One of his bullets hit Dillinger Gang member John Hamilton, and another burrowed into John Dillinger himself. The judge ducked away from the window he fired from and got behind cover as Dillinger’s vengeful return burst of fully automatic gunfire merely chewed up the outer walls of the building. The gang made their escape. Both Dillinger and Hamilton had been hit in their right shoulders. Was the judge being merciful, and merely aiming to “wing” them … or did his ancient six-shooter just tend to hit off from point of aim? This, history does not record.

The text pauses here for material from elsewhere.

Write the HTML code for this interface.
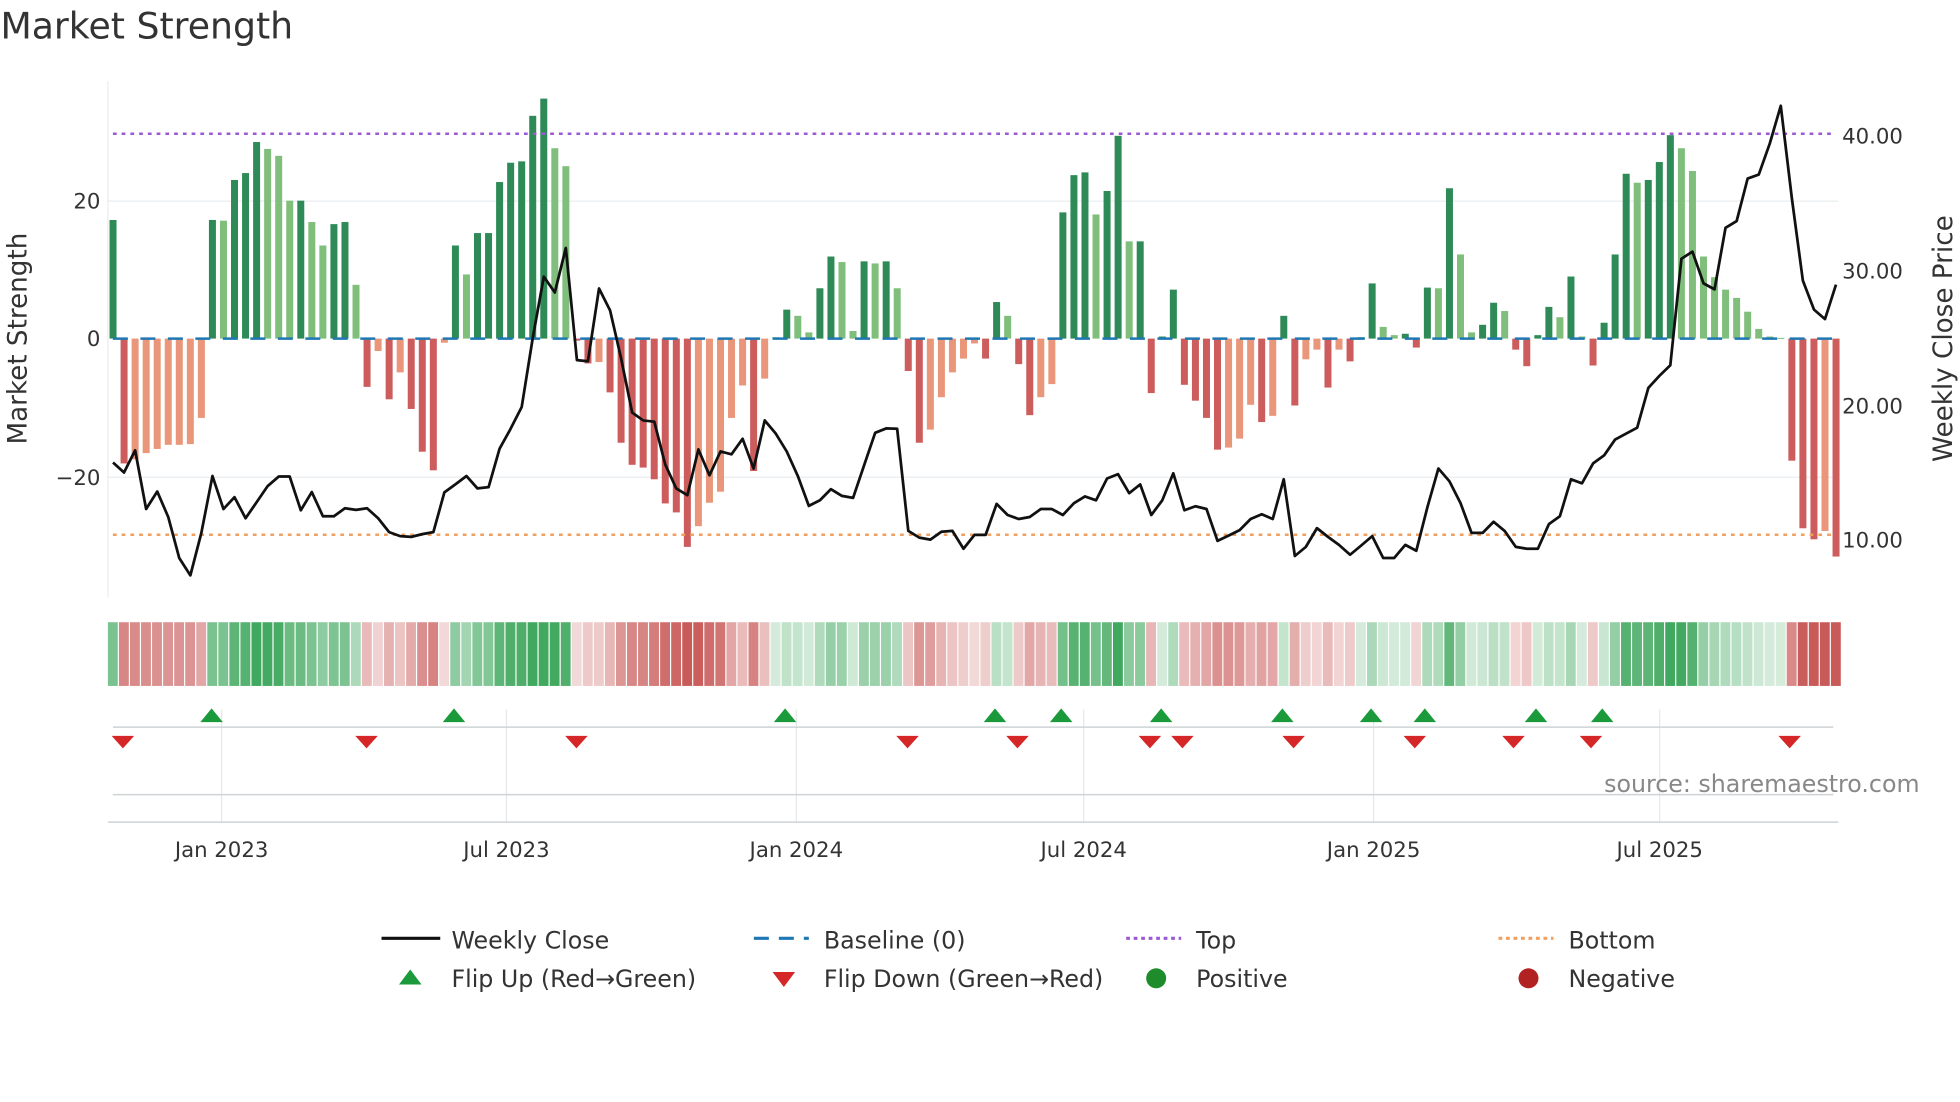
<!DOCTYPE html>
<html><head><meta charset="utf-8"><style>
html,body{margin:0;padding:0;background:#fff;}
svg{display:block;font-family:"DejaVu Sans","Liberation Sans",sans-serif;}
</style></head><body>
<svg id="s" width="1960" height="1102" viewBox="0 0 1568 882" xmlns="http://www.w3.org/2000/svg">
<rect width="1568" height="882" fill="#fff"/>
<text x="0" y="31" font-size="29" fill="#333">Market Strength</text>
<g stroke="#e9edf0" stroke-width="1">
<line x1="86" y1="161" x2="1471" y2="161"/>
<line x1="86" y1="382" x2="1471" y2="382"/>
<line x1="86" y1="65" x2="86" y2="478"/>
</g>
<g id="bars"></g>
<line x1="90" y1="271" x2="1468" y2="271" stroke="#1f77b4" stroke-width="2" stroke-dasharray="12,10"/>
<line x1="90" y1="107" x2="1468" y2="107" stroke="#9b59d6" stroke-width="2" stroke-dasharray="3,4"/>
<line x1="90" y1="428" x2="1468" y2="428" stroke="#f0a060" stroke-width="2" stroke-dasharray="3,4"/>
<polyline id="price" fill="none" stroke="#111" stroke-width="2.2" stroke-linejoin="round"/>
<g font-size="17" fill="#333">
<text x="80" y="167" text-anchor="end">20</text>
<text x="80" y="277" text-anchor="end">0</text>
<text x="80" y="388" text-anchor="end">−20</text>
<text x="1474" y="115">40.00</text>
<text x="1474" y="223">30.00</text>
<text x="1474" y="331">20.00</text>
<text x="1474" y="438">10.00</text>
</g>
<text transform="translate(21,271) rotate(-90)" text-anchor="middle" font-size="21" fill="#333">Market Strength</text>
<text transform="translate(1562,271) rotate(-90)" text-anchor="middle" font-size="21" fill="#333">Weekly Close Price</text>
<g id="strip"></g>
<g stroke="#e6e9ec" stroke-width="1">
<line x1="177" y1="568" x2="177" y2="658"/><line x1="405" y1="568" x2="405" y2="658"/>
<line x1="637" y1="568" x2="637" y2="658"/><line x1="867" y1="568" x2="867" y2="658"/>
<line x1="1099" y1="568" x2="1099" y2="658"/><line x1="1328" y1="568" x2="1328" y2="658"/>
</g>
<line x1="90" y1="582" x2="1467" y2="582" stroke="#cfd3d6" stroke-width="1.2"/>
<line x1="90" y1="636" x2="1467" y2="636" stroke="#cfd3d6" stroke-width="1.2"/>
<line x1="86" y1="658" x2="1471" y2="658" stroke="#cfd3d6" stroke-width="1.2"/>
<g id="marks"></g>
<text x="1536" y="634" text-anchor="end" font-size="19" fill="#888">source: sharemaestro.com</text>
<g font-size="17" fill="#333" text-anchor="middle">
<text x="177" y="686">Jan 2023</text><text x="405" y="686">Jul 2023</text>
<text x="637" y="686">Jan 2024</text><text x="867" y="686">Jul 2024</text>
<text x="1099" y="686">Jan 2025</text><text x="1328" y="686">Jul 2025</text>
</g>
<g font-size="19" fill="#333">
<line x1="305" y1="751" x2="352" y2="751" stroke="#111" stroke-width="2.5"/>
<text x="361" y="759">Weekly Close</text>
<line x1="603" y1="751" x2="647" y2="751" stroke="#1f77b4" stroke-width="2.5" stroke-dasharray="12,8"/>
<text x="659" y="759">Baseline (0)</text>
<line x1="901" y1="751" x2="945" y2="751" stroke="#9b59d6" stroke-width="2.5" stroke-dasharray="3,3"/>
<text x="957" y="759">Top</text>
<line x1="1199" y1="751" x2="1243" y2="751" stroke="#f0a060" stroke-width="2.5" stroke-dasharray="3,3"/>
<text x="1255" y="759">Bottom</text>
<polygon points="319,788 337,788 328,776" fill="#1a9a3a"/>
<text x="361" y="790">Flip Up (Red→Green)</text>
<polygon points="618,778 636,778 627,790" fill="#d62728"/>
<text x="659" y="790">Flip Down (Green→Red)</text>
<circle cx="925" cy="783" r="8" fill="#1e8c2a"/>
<text x="957" y="790">Positive</text>
<circle cx="1223" cy="783" r="8" fill="#b22222"/>
<text x="1255" y="790">Negative</text>
</g>
</svg>
<script>
var NS="http://www.w3.org/2000/svg";
function el(t,a,p){var e=document.createElementNS(NS,t);for(var k in a)e.setAttribute(k,a[k]);p.appendChild(e);return e;}
var B="17.2D -18.1R -17.5O -16.6O -16O -15.4O -15.4O -15.3O -11.5O 17.2D 17.1L 23D 24D 28.5D 27.5L 26.5L 20L 20D 16.9L 13.5L 16.6D 16.9D 7.8L -7R -1.8O -8.8R -4.9O -10.2R -16.4R -19.1R -0.6O 13.5D 9.3L 15.3D 15.3D 22.7D 25.5D 25.7D 32.3D 34.8D 27.6L 25L -0.3R -3.6R -3.4O -7.8R -15.1R -18.3R -18.7R -20.4R -23.9R -25.2R -30.2R -27.2O -23.8O -22.2O -11.5O -6.8O -19.2R -5.8O 0.2L 4.2D 3.3L 0.9L 7.3D 11.9D 11.1L 1.1L 11.2D 10.9L 11.2D 7.3L -4.7R -15.1R -13.2O -8.5O -4.9O -2.9O -0.7O -2.9R 5.3D 3.3L -3.7R -11.1R -8.5O -6.6O 18.3D 23.7D 24.1D 18L 21.4D 29.4D 14.1L 14.1D -7.9R 0.3D 7.1D -6.7R -9R -11.5R -16.1R -15.8O -14.5O -9.6O -12.1R -11.2O 3.3D -9.7R -3O -1.6O -7.1R -1.6O -3.3R 0.2D 8D 1.7L 0.5L 0.7D -1.3R 7.4D 7.3L 21.8D 12.2L 0.9L 2D 5.2D 4L -1.6R -4R 0.5D 4.6D 3.1L 9D 0.3L -3.9R 2.3D 12.2D 23.9D 22.6L 23D 25.6D 29.5D 27.6L 24.3L 11.9L 8.9L 7.1L 5.9L 3.9L 1.4L 0.3L 0.1L -17.7R -27.5R -29.1R -27.9O -31.6R".split(" ");
var col={D:"#2e8b57",L:"#7fbf7b",R:"#cd5c5c",O:"#e9967a"};
var g=document.getElementById("bars"),st=document.getElementById("strip");
for(var i=0;i<B.length;i++){
 var v=parseFloat(B[i]),t=B[i].slice(-1),x=90.1+8.84*i;
 var y0=271,y1=271-v*5.52;
 el("rect",{x:x-2.8,y:Math.min(y0,y1),width:5.6,height:Math.max(0.8,Math.abs(y1-y0)),fill:col[t]},g);
 var a=Math.min(1,0.22+Math.abs(v)/28*0.78);
 var c=v>=0?"rgba(65,168,95,"+a+")":"rgba(200,90,88,"+a+")";
 el("rect",{x:x-4.1,y:498,width:7.9,height:51,fill:c},st);
}
var P1=[963,988,932,1080,1036,1100,1203,1247,1140,997,1080,1050,1103,1063,1022,998,998,1083,1037,1098,1098,1078,1082,1078,1103,1138,1148,1150,1143,1138,1038,1018,997,1028,1025,928,878,823,650,495,535,423,705,708,525,580,700,837,857,860,968,1028,1045,930,995,935,942,903,978,857,890,935,997,1072,1058,1030,1047,1052,970,888,877,878,1135,1152,1157,1137,1135,1180,1145,1145,1067];
var P2=[1095,1105,1100,1080,1080,1095,1065,1048,1058,1003,992,1040,1018,1095,1058,990,1083,1073,1080,1160,1147,1133,1105,1093,1105,1005,1198,1175,1128,1150,1170,1195,1172,1148,1203,1203,1170,1185,1075,978,1010,1065,1140,1140,1112,1135,1175,1180,1180,1118,1098,1005,1015,965,945,905,890,875,775,745,718,450,432,512,527,372,355,248,238,160,65,298,505,578,602,515];
var P=P1.concat(P2),pts=[];
for(var i=0;i<P.length;i++){pts.push((90.1+8.84*i).toFixed(1)+","+(64+P[i]*0.318).toFixed(1));}
document.getElementById("price").setAttribute("points",pts.join(" "));
var m=document.getElementById("marks");
[169,363,628,796,849,929,1026,1097,1140,1229,1282].forEach(function(x){el("polygon",{points:(x-9)+",578 "+(x+9)+",578 "+x+",567",fill:"#1a9a3a"},m);});
[98,293,461,726,814,920,946,1035,1132,1211,1273,1432].forEach(function(x){el("polygon",{points:(x-9)+",589 "+(x+9)+",589 "+x+",599",fill:"#d62728"},m);});
</script>
</body></html>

Contrary to the modern narrative of the gun prohibitionists, history is replete with cases of armed citizens helping cops and even saving cops in deadly force situations.
It is sad to see two wedges driven between natural allies, the armed citizens and America’s police. One wedge came from the gun prohibitionists, when anti-gun mayors turned some of their appointed municipal police chiefs into puppets who mouthed their bosses’ sentiments. Another, perhaps more sadly, came from a minority in the pro-Second Amendment community who strangely decided that to be pro-individual rights must automatically make them anti-police.
This case shows a more real paradigm. The police came to that little store to help the staff deal with a belligerent customer. They didn’t know they were dealing with a homicide suspect more deeply invested than ever in his criminal identity. When Herbert Youngblood opened fire on them, those cops bravely fought back, to protect not only themselves but the citizens in the store. When all three of them had been shot, one of those citizens picked up a dropped police handgun and ended the threat, saving the cops in turn.
Such things should not have to happen. But when they do, they should end with the murderer neutralized. Thanks to three courageous law enforcement officers and one brave armed citizen, that’s exactly how this incident ended.